SpaceX's $1.75 Trillion IPO Could Reshape How Elon Musk's Companies Work Together

SpaceX is officially preparing to go public, with reports suggesting a June IPO that could value the company at $1.75 trillion and raise between $50 billion and $75 billion in fresh capital. While the exact details remain confidential, the looming public offering represents a watershed moment not just for the space industry, but for how Elon Musk's interconnected businesses might operate once SpaceX has massive new resources at its disposal.

The valuation may seem audacious, but SpaceX's track record justifies investor confidence. The company has dominated the commercial launch market with an 80% market share, thanks to its reusable rocket technology and existing infrastructure investments. Beyond launches, Starlink has grown to over 10 million active subscribers worldwide and generated approximately $8 billion in profits on roughly $15 billion in revenue during 2025, a dramatic turnaround from its $72 million profit in 2024.

What Makes SpaceX's IPO Different From Other Tech Companies?

SpaceX stands apart because it operates three distinct business divisions that rarely coexist under one roof. The company's launch business remains its foundation, but Starlink's subscription model has become the revenue engine, and the recent acquisition of xAI, Musk's artificial intelligence startup, adds a third pillar to the company's portfolio. This diversification means SpaceX isn't betting everything on a single technology or market.

Founded in 2002, SpaceX took 23 years to reach this IPO milestone, a lengthy journey that included near-bankruptcy before securing a $1.6 billion NASA contract in 2008. The company's slow financial start contrasts sharply with its recent growth trajectory. In 2021, SpaceX reported just over $2 billion in annual revenue. By 2025, that figure had grown nearly eightfold to $15.6 billion, with approximately 30% coming from the launch business and the remainder from Starlink subscriptions and related services.

How Could SpaceX's New Capital Accelerate Musk's Business Ecosystem?

  • Tesla Supply Deals: SpaceX could become a major customer for Tesla's robotics, Megapacks battery systems, and Cybertruck vehicles. With $50-75 billion in fresh capital, SpaceX might place multibillion-dollar orders for infrastructure and logistics equipment that would directly boost Tesla's revenue and profitability.
  • Shared Technology Development: SpaceX could leverage its new resources to develop AI and software components for Tesla at lower costs than external vendors. Both companies share the same CEO, enabling faster execution and more flexibility on delivery timelines than typical commercial relationships would allow.
  • Infrastructure Expansion: SpaceX's moonbase infrastructure plans could require massive quantities of Tesla's energy storage solutions. The company might also deploy Tesla's semitrucks at scale for material deliveries across SpaceX's growing network of facilities.
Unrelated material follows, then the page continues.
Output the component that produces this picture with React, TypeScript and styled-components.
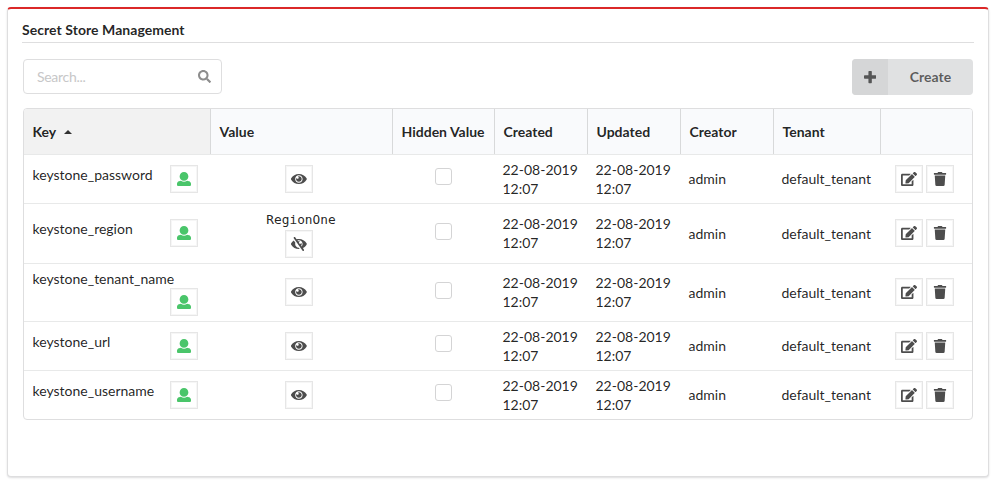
import React from 'react';
import styled, { createGlobalStyle } from 'styled-components';
import { FaEdit, FaSearch, FaTrash } from 'react-icons/fa';

const GlobalStyle = createGlobalStyle`
  *, *::before, *::after { box-sizing: border-box; }
  body {
    margin: 0;
    background: #fff;
    color: rgba(0, 0, 0, 0.87);
    font: 14px/19px Lato, sans-serif;
  }
`;

const Page = styled.main`
  height: 486px;
  padding: 7px 9px 9px 7px;
`;

const Segment = styled.section`
  height: 470px;
  padding: 14px;
  background: #fff;
  border: 1px solid #dededf;
  border-top: 2px solid #db2828;
  border-radius: 4px;
  box-shadow: 0 1px 2px rgba(34, 36, 38, 0.15);
`;

const Title = styled.h5`
  height: 20px;
  margin: 0;
  font-size: 14px;
  line-height: 14px;
  font-weight: 700;
  letter-spacing: 0.05px;
  border-bottom: 1px solid #dededf;
`;

const Toolbar = styled.div`
  display: flex;
  justify-content: space-between;
  align-items: flex-start;
  height: 49px;
  margin: 16px 1px 0;
`;

const SearchBox = styled.label`
  display: flex;
  align-items: center;
  width: 199px;
  height: 35px;
  padding: 0 10px 0 13px;
  border: 1px solid #dededf;
  border-radius: 4px;
  color: #8d8d8d;
`;

const SearchInput = styled.input`
  flex: 1;
  min-width: 0;
  padding: 0;
  border: 0;
  outline: 0;
  background: transparent;
  font: 14px/17px Lato, sans-serif;
  letter-spacing: -0.3px;
  &::placeholder { color: #c7c7c8; opacity: 1; }
`;

const CreateButton = styled.button`
  display: flex;
  width: 121px;
  height: 36px;
  padding: 0;
  overflow: hidden;
  border: 0;
  border-radius: 4px;
  background: #e0e1e2;
  color: rgba(0, 0, 0, 0.6);
  font: 700 14px/36px Lato, sans-serif;
`;

const CreateIcon = styled.span`
  display: flex;
  align-items: center;
  justify-content: center;
  width: 36px;
  height: 36px;
  background: #d5d6d7;
`;

const CreateLabel = styled.span`
  flex: 1;
  text-align: center;
`;

const Table = styled.table`
  width: 950px;
  margin-left: 1px;
  table-layout: fixed;
  border: 1px solid #dededf;
  border-radius: 4px;
  border-collapse: separate;
  border-spacing: 0;
  overflow: hidden;
`;

const Col = styled.col<{ $width: number }>`
  width: ${(p) => p.$width}px;
`;

const HeadCell = styled.th<{ $sorted?: boolean }>`
  height: 45px;
  padding: 0 0 1px 8.5px;
  border-left: 1px solid #d8d9da;
  background: ${(p) => (p.$sorted ? '#f2f2f2' : '#f9fafc')};
  font-weight: 700;
  text-align: left;
  white-space: nowrap;
  &:first-child { border-left: 0; }
`;

const Caret = styled.span`
  display: inline-block;
  margin-left: 7.5px;
  vertical-align: 3px;
  border: 4px solid transparent;
  border-top: 0;
  border-bottom-color: rgba(0, 0, 0, 0.8);
`;

const Row = styled.tr<{ $height: number }>`
  height: ${(p) => p.$height}px;
`;

const Cell = styled.td<{ $center?: boolean }>`
  padding: 0 8.5px 1px;
  border-top: 1px solid #e8e9e9;
  vertical-align: middle;
  text-align: ${(p) => (p.$center ? 'center' : 'left')};
`;

const KeyLine = styled.div`
  display: flex;
  flex-wrap: wrap;
  justify-content: space-between;
  width: 165.5px;
`;

const KeyName = styled.span<{ $wraps?: boolean }>`
  height: 20px;
  padding-top: ${(p) => (p.$wraps ? 1 : 0)}px;
`;

const DateText = styled.div`
  span { display: block; white-space: nowrap; }
`;

const IconButton = styled.button<{ $public?: boolean }>`
  display: inline-flex;
  align-items: center;
  justify-content: center;
  width: 28px;
  height: 28px;
  padding: 0;
  margin-left: ${(p) => (p.$public ? 'auto' : '0')};
  border: 1px solid #e6e6e6;
  background: #fff;
  box-shadow: inset 0 0 0 1px #f6f6f6;
  color: ${(p) => (p.$public ? '#4ac56a' : '#4d4d4d')};
  svg { display: block; }
`;

const ValueBox = styled.div`
  display: flex;
  flex-direction: column;
  align-items: center;
  padding-right: 4px;
`;

const Secret = styled.code`
  height: 22px;
  padding-left: 4px;
  font: 12.8px/24px "DejaVu Sans Mono", monospace;
`;

const Check = styled.input`
  appearance: none;
  display: block;
  width: 17px;
  height: 17px;
  margin: 0 auto 4px;
  border: 1px solid #d4d4d5;
  border-radius: 3px;
  background: #fff;
`;

const Actions = styled.div`
  display: flex;
  gap: 3px;
  margin-left: 6.5px;
`;

const Glyph = ({ box, d, size }: { box: string; d: string; size: [number, number] }) => (
  <svg viewBox={box} width={size[0]} height={size[1]} fill="currentColor" aria-hidden="true">
    <path d={d} />
  </svg>
);

const PLUS =
  'M448 294.2v-76.4c0-13.3-10.7-24-24-24H286.2V56c0-13.3-10.7-24-24-24h-76.4c-13.3 0-24 10.7-24 24v137.8H24c-13.3 0-24 10.7-24 24v76.4c0 13.3 10.7 24 24 24h137.8V456c0 13.3 10.7 24 24 24h76.4c13.3 0 24-10.7 24-24V318.2H424c13.3 0 24-10.7 24-24z';
const USER =
  'M256 0c88.366 0 160 71.634 160 160s-71.634 160-160 160S96 248.366 96 160 167.634 0 256 0zm183.283 333.821l-71.313-17.828c-74.923 53.89-165.738 41.864-223.94 0l-71.313 17.828C29.981 344.505 0 382.903 0 426.955V464c0 26.51 21.49 48 48 48h416c26.51 0 48-21.49 48-48v-37.045c0-44.052-29.981-82.45-72.717-93.134z';
const EYE =
  'M569.354 231.631C512.969 135.949 407.81 72 288 72 168.14 72 63.004 135.994 6.646 231.631a47.999 47.999 0 0 0 0 48.739C63.031 376.051 168.19 440 288 440c119.86 0 224.996-63.994 281.354-159.631a47.997 47.997 0 0 0 0-48.738zM288 392c-75.162 0-136-60.827-136-136 0-75.162 60.826-136 136-136 75.162 0 136 60.826 136 136 0 75.162-60.826 136-136 136zm104-136c0 57.438-46.562 104-104 104s-104-46.562-104-104c0-17.708 4.431-34.379 12.236-48.973l-.001.032c0 23.651 19.173 42.823 42.824 42.823s42.824-19.173 42.824-42.823c0-23.651-19.173-42.824-42.824-42.824l-.032.001C253.621 156.431 270.292 152 288 152c57.438 0 104 46.562 104 104z';
const EYE_SLASH =
  'M286.693 391.984l32.579 46.542A333.958 333.958 0 0 1 288 440C168.19 440 63.031 376.051 6.646 280.369a47.999 47.999 0 0 1 0-48.739c24.023-40.766 56.913-75.775 96.024-102.537l57.077 81.539C154.736 224.82 152 240.087 152 256c0 74.736 60.135 135.282 134.693 135.984zm282.661-111.615c-31.667 53.737-78.747 97.46-135.175 125.475l.011.015 41.47 59.2c7.6 10.86 4.96 25.82-5.9 33.42l-13.11 9.18c-10.86 7.6-25.82 4.96-33.42-5.9L100.34 46.94c-7.6-10.86-4.96-25.82 5.9-33.42l13.11-9.18c10.86-7.6 25.82-4.96 33.42 5.9l51.038 72.617C230.68 75.776 258.905 72 288 72c119.81 0 224.969 63.949 281.354 159.631a48.002 48.002 0 0 1 0 48.738zM424 256c0-75.174-60.838-136-136-136-17.939 0-35.056 3.473-50.729 9.772l19.299 27.058c25.869-8.171 55.044-6.163 80.4 7.41h-.03c-23.65 0-42.82 19.17-42.82 42.82 0 23.626 19.147 42.82 42.82 42.82 23.65 0 42.82-19.17 42.82-42.82v-.03c18.462 34.49 16.312 77.914-8.25 110.95v.01l19.314 27.061C411.496 321.2 424 290.074 424 256z';

const COLUMNS = [
  { label: 'Key', width: 186 },
  { label: 'Value', width: 182 },
  { label: 'Hidden Value', width: 102 },
  { label: 'Created', width: 93 },
  { label: 'Updated', width: 93 },
  { label: 'Creator', width: 93 },
  { label: 'Tenant', width: 107 },
  { label: '', width: 92 },
];

const SECRETS: { name: string; height: number; value?: string; wraps?: boolean }[] = [
  { name: 'keystone_password', height: 49 },
  { name: 'keystone_region', height: 60, value: 'RegionOne' },
  { name: 'keystone_tenant_name', height: 58, wraps: true },
  { name: 'keystone_url', height: 49 },
  { name: 'keystone_username', height: 49 },
];

const Timestamp = ({ date, time }: { date: string; time: string }) => (
  <DateText>
    <span>{date}</span>
    <span>{time}</span>
  </DateText>
);

export default function App() {
  return (
    <Page>
      <GlobalStyle />
      <Segment>
        <Title>Secret Store Management</Title>
        <Toolbar>
          <SearchBox>
            <SearchInput placeholder="Search..." />
            <FaSearch size={13} />
          </SearchBox>
          <CreateButton>
            <CreateIcon>
              <Glyph box="0 0 448 512" d={PLUS} size={[12.25, 14]} />
            </CreateIcon>
            <CreateLabel>Create</CreateLabel>
          </CreateButton>
        </Toolbar>
        <Table>
          <colgroup>
            {COLUMNS.map((c) => (
              <Col key={c.label} $width={c.width} />
            ))}
          </colgroup>
          <thead>
            <tr>
              {COLUMNS.map((c, i) => (
                <HeadCell key={c.label} $sorted={i === 0}>
                  {c.label}
                  {i === 0 && <Caret />}
                </HeadCell>
              ))}
            </tr>
          </thead>
          <tbody>
            {SECRETS.map((s) => (
              <Row key={s.name} $height={s.height}>
                <Cell>
                  <KeyLine>
                    <KeyName $wraps={s.wraps}>{s.name}</KeyName>
                    <IconButton $public aria-label="Visibility">
                      <Glyph box="0 0 512 512" d={USER} size={[14, 14]} />
                    </IconButton>
                  </KeyLine>
                </Cell>
                <Cell $center>
                  <ValueBox>
                    {s.value && <Secret>{s.value}</Secret>}
                    <IconButton aria-label="Toggle value">
                      {s.value ? (
                        <Glyph box="0 0 576 512" d={EYE_SLASH} size={[15.75, 14]} />
                      ) : (
                        <Glyph box="0 0 576 512" d={EYE} size={[15.75, 14]} />
                      )}
                    </IconButton>
                  </ValueBox>
                </Cell>
                <Cell $center>
                  <Check type="checkbox" aria-label="Hidden value" />
                </Cell>
                <Cell>
                  <Timestamp date="22-08-2019" time="12:07" />
                </Cell>
                <Cell>
                  <Timestamp date="22-08-2019" time="12:07" />
                </Cell>
                <Cell>admin</Cell>
                <Cell>default_tenant</Cell>
                <Cell>
                  <Actions>
                    <IconButton aria-label="Edit">
                      <FaEdit size={16} />
                    </IconButton>
                    <IconButton aria-label="Delete">
                      <FaTrash size={14} />
                    </IconButton>
                  </Actions>
                </Cell>
              </Row>
            ))}
          </tbody>
        </Table>
      </Segment>
    </Page>
  );
}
This pattern of cross-pollination isn't new. Tesla already invested $2 billion into xAI earlier in 2026, and SpaceX's subsequent merger with xAI pushed the combined company's valuation to $1.25 trillion. Tesla now ships its vehicles with Grok, xAI's AI assistant, preinstalled. Meanwhile, xAI has purchased and deployed Tesla Megapacks, and Musk's companies were responsible for buying approximately 20% of Tesla's Cybertrucks since that model launched.

"Musk's track record of building successful, industry-disrupting companies gives analysts and portfolio managers confidence that the unproven bets, Starlink, xAI, and an ambitious push into data-center satellites, will eventually pay off too," reported Reuters analysis cited in market commentary.

Reuters, cited in The Motley Fool analysis

The IPO also signals confidence in SpaceX's most ambitious projects. Starship, the company's next-generation reusable spacecraft, exploded during its first launch in 2023 but represents the future of heavy-lift capability. The company is clearly moving toward making Starship functional, with each test bringing the technology closer to operational status. Fresh capital from public markets could accelerate this development timeline significantly.

Valuing SpaceX presents unique challenges because the company lacks historical financial transparency and has no direct competitors. Most traditional valuation methods rely on peer comparisons and years of historical data, neither of which exists for SpaceX. However, experts argue that intrinsic value can be estimated for young companies by building valuations around a clear business narrative and accepting that estimates will change as circumstances evolve.

The IPO timing matters too. SpaceX's Starlink division has achieved profitability and scale, providing a stable cash-generating business that can fund riskier ventures like Starship development and xAI's expansion. This financial foundation gives investors tangible assets to value alongside speculative bets on space-based AI data centers and Mars transportation infrastructure.

For investors and industry observers, the SpaceX IPO represents more than a single company's market debut. It signals that the space economy has matured enough to support a trillion-dollar enterprise, and it demonstrates how Musk's business philosophy of cross-company synergies might reshape how technology conglomerates operate in the coming decade. The real story isn't just the valuation,it's what SpaceX does with $50-75 billion in new capital and how that capital flows through Musk's interconnected business ecosystem.